Before I could set a 4th deadline I had a turning point. This happened when I brought in a professor to discuss nutrition and maintenance of the rabbits, with a practical portion. She brought one female rabbit to Yapalsi that same day and showed the villagers what the rabbits liked to eat. The one farmer who had finished his hutch first was allowed to keep this rabbit. This re-sparked interest and 5 families began constructing their hutches. This was roughly one and a half months after the first meeting was held. 

The week before I said I would bring the rabbits to Yapalsi (and 2 months after the original meeting) I went to visit my homes with the unfinished hutches. Throughout this week I visited every other day begging and pleading for people to finish their hutches. My criteria for a finished hutch consisted of: a watertight room, an outdoor patio, and two nesting boxes. Of the 6 houses that said they would finish their hutches only 4 truly did.
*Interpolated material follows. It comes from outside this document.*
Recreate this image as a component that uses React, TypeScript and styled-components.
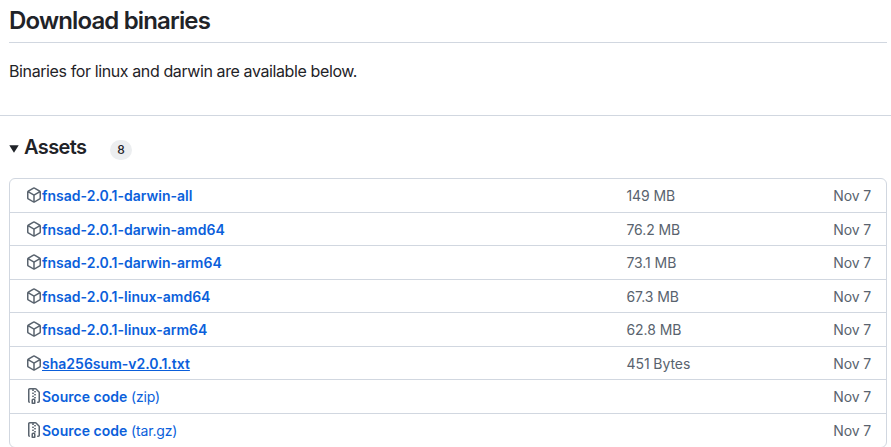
import React from "react";
import styled, { createGlobalStyle, css } from "styled-components";

const GlobalStyle = createGlobalStyle`
  * { box-sizing: border-box; }
  html, body { margin: 0; background: #fff; overflow: hidden; }
  body {
    height: 447px;
    color: #1f2328;
    font-family: Inter, "Liberation Sans", sans-serif;
    font-size: 14px;
    line-height: 20px;
  }
`;

const Page = styled.main`
  width: 891px;
  height: 447px;
  overflow: hidden;
`;

const Notes = styled.section`
  height: 116px;
  padding: 5px 4px 0 9px;
  border-bottom: 1px solid #d1d7e0;
`;

const Title = styled.h2`
  margin: 0;
  height: 38px;
  border-bottom: 1px solid #d1d7e0;
  font-size: 24px;
  line-height: 32px;
  font-weight: 640;
  letter-spacing: -0.85px;
`;

const Summary = styled.p`
  margin: 16px 0 0;
  font-size: 16px;
  line-height: 24px;
  letter-spacing: -0.39px;
`;

const AssetsHeader = styled.header`
  display: flex;
  align-items: center;
  height: 62px;
  padding: 0 0 0 9px;
`;

const Triangle = styled.svg`
  width: 10px;
  height: 8px;
  margin-top: 4px;
  fill: #1f2328;
`;

const AssetsTitle = styled.h3`
  width: 86px;
  margin: 0 0 0 5px;
  font-size: 20px;
  line-height: 30px;
  font-weight: 620;
  letter-spacing: -0.6px;
`;

const Counter = styled.span`
  width: 22px;
  height: 20px;
  margin-top: 5px;
  border-radius: 10px;
  background: #eceef0;
  font-size: 12px;
  line-height: 20px;
  font-weight: 500;
  text-align: center;
`;

const AssetList = styled.ul`
  margin: 0 4px 0 9px;
  padding: 0;
  list-style: none;
  border: 1px solid #d1d7e0;
  border-radius: 6px;
`;

const AssetRow = styled.li`
  display: flex;
  align-items: center;
  height: 33.5px;
  padding: 1.7px 15px 0 16px;
  border-bottom: 1px solid #d1d7e0;
  color: #59636e;

  &:last-child { border-bottom-color: transparent; }
`;

const Icon = styled.svg`
  flex: none;
  width: 16px;
  height: 16px;
  margin-top: -2px;
  fill: #59636e;
`;

const NameCell = styled.div`
  display: flex;
  align-items: center;
  width: 600.5px;
`;

const AssetLink = styled.a<{ $underlined?: boolean }>`
  color: #0b5fdb;
  letter-spacing: -0.15px;
  text-decoration: none;
  white-space: pre;
  ${(p) => p.$underlined && css`text-decoration: underline;`}
`;

const Name = styled.span`
  font-weight: 620;
  letter-spacing: 0.01px;
`;

const Size = styled.span`
  flex: 1;
  letter-spacing: -0.08px;
`;

const DateLabel = styled.span`
  letter-spacing: -0.15px;
`;

const PackageIcon = () => (
  <Icon viewBox="0 0 16 16">
    <path d="m8.878.392 5.25 3.045c.54.314.872.89.872 1.514v6.098a1.75 1.75 0 0 1-.872 1.514l-5.25 3.045a1.75 1.75 0 0 1-1.756 0l-5.25-3.045A1.75 1.75 0 0 1 1 11.049V4.951c0-.624.332-1.201.872-1.514L7.122.392a1.75 1.75 0 0 1 1.756 0ZM7.875 1.69l-4.63 2.685L8 7.133l4.755-2.758-4.63-2.685a.248.248 0 0 0-.25 0ZM2.5 5.677v5.372c0 .09.047.171.125.216l4.625 2.683V8.432Zm6.25 8.271 4.625-2.683a.25.25 0 0 0 .125-.216V5.677L8.75 8.432Z" />
  </Icon>
);

const ZipIcon = () => (
  <Icon viewBox="0 0 16 16">
    <path d="M3.5 1.75v11.5c0 .09.048.173.126.217a.75.75 0 0 1-.752 1.298A1.748 1.748 0 0 1 2 13.25V1.75C2 .784 2.784 0 3.75 0h5.586c.464 0 .909.185 1.237.513l2.914 2.914c.329.328.513.773.513 1.237v8.586A1.75 1.75 0 0 1 12.25 15h-.5a.75.75 0 0 1 0-1.5h.5a.25.25 0 0 0 .25-.25V4.664a.25.25 0 0 0-.073-.177L9.513 1.573a.25.25 0 0 0-.177-.073H7.25a.75.75 0 0 1 0 1.5h-.5a.75.75 0 0 1 0-1.5h-3a.25.25 0 0 0-.25.25Zm3.75 8.75h.5c.966 0 1.75.784 1.75 1.75v3a.75.75 0 0 1-.75.75h-2.5a.75.75 0 0 1-.75-.75v-3c0-.966.784-1.75 1.75-1.75ZM6 5.25a.75.75 0 0 1 .75-.75h.5a.75.75 0 0 1 0 1.5h-.5A.75.75 0 0 1 6 5.25Zm.75 2.25h.5a.75.75 0 0 1 0 1.5h-.5a.75.75 0 0 1 0-1.5ZM8 6.75A.75.75 0 0 1 8.75 6h.5a.75.75 0 0 1 0 1.5h-.5A.75.75 0 0 1 8 6.75ZM8.75 3h.5a.75.75 0 0 1 0 1.5h-.5a.75.75 0 0 1 0-1.5ZM8 9.75A.75.75 0 0 1 8.75 9h.5a.75.75 0 0 1 0 1.5h-.5A.75.75 0 0 1 8 9.75Zm-1 2.5v2.25h1v-2.25a.25.25 0 0 0-.25-.25h-.5a.25.25 0 0 0-.25.25Z" />
  </Icon>
);

interface Asset {
  name: string;
  suffix?: string;
  size?: string;
  underlined?: boolean;
}

const assets: Asset[] = [
  { name: "fnsad-2.0.1-darwin-all", size: "149 MB" },
  { name: "fnsad-2.0.1-darwin-amd64", size: "76.2 MB" },
  { name: "fnsad-2.0.1-darwin-arm64", size: "73.1 MB" },
  { name: "fnsad-2.0.1-linux-amd64", size: "67.3 MB" },
  { name: "fnsad-2.0.1-linux-arm64", size: "62.8 MB" },
  { name: "sha256sum-v2.0.1.txt", size: "451 Bytes", underlined: true },
  { name: "Source code", suffix: "(zip)" },
  { name: "Source code", suffix: "(tar.gz)" },
];

export default function App() {
  return (
    <Page>
      <GlobalStyle />
      <Notes>
        <Title>Download binaries</Title>
        <Summary>Binaries for linux and darwin are available below.</Summary>
      </Notes>
      <AssetsHeader>
        <Triangle viewBox="0 0 10 8"><path d="M0.3 0.3h9.4L5 7.8z" /></Triangle>
        <AssetsTitle>Assets</AssetsTitle>
        <Counter>8</Counter>
      </AssetsHeader>
      <AssetList>
        {assets.map((a) => (
          <AssetRow key={a.name + (a.suffix ?? "")}>
            <NameCell>
              {a.suffix ? <ZipIcon /> : <PackageIcon />}
              <AssetLink $underlined={a.underlined}>
                <Name>{a.name}</Name>
                {a.suffix && ` ${a.suffix}`}
              </AssetLink>
            </NameCell>
            <Size>{a.size}</Size>
            <DateLabel>Nov 7</DateLabel>
          </AssetRow>
        ))}
      </AssetList>
    </Page>
  );
}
I said sorry to everybody who didn’t finish but I could not bring them any rabbits (what were they planning to do, hold the rabbits in their hands until their hutches finished themselves?). The next morning on my way out of town the two families who were not finished the day before rushed to show me their finished hutches. Also another 4 families, who had not shown interest before, stopped me and tell me they had almost finished their hutches.

In a happily ever after scenario I could have accommodated everybody who wanted to rear rabbits, but it simply was not possible to buy an extra 8 rabbits the day of from my seller. I went with a “first finished first served” method. 

Since the arrivals of the rabbits I’ve come to realize that my project has really just started because the real challenge is going to be raising the rabbits. I’m sure there will be more unforeseen obstacles but if there is one thing I’ve learned while being in Ghana, it’s that laughing makes everything better.





 Overall 12 rabbits have been brought in and another 8 are still to arrive.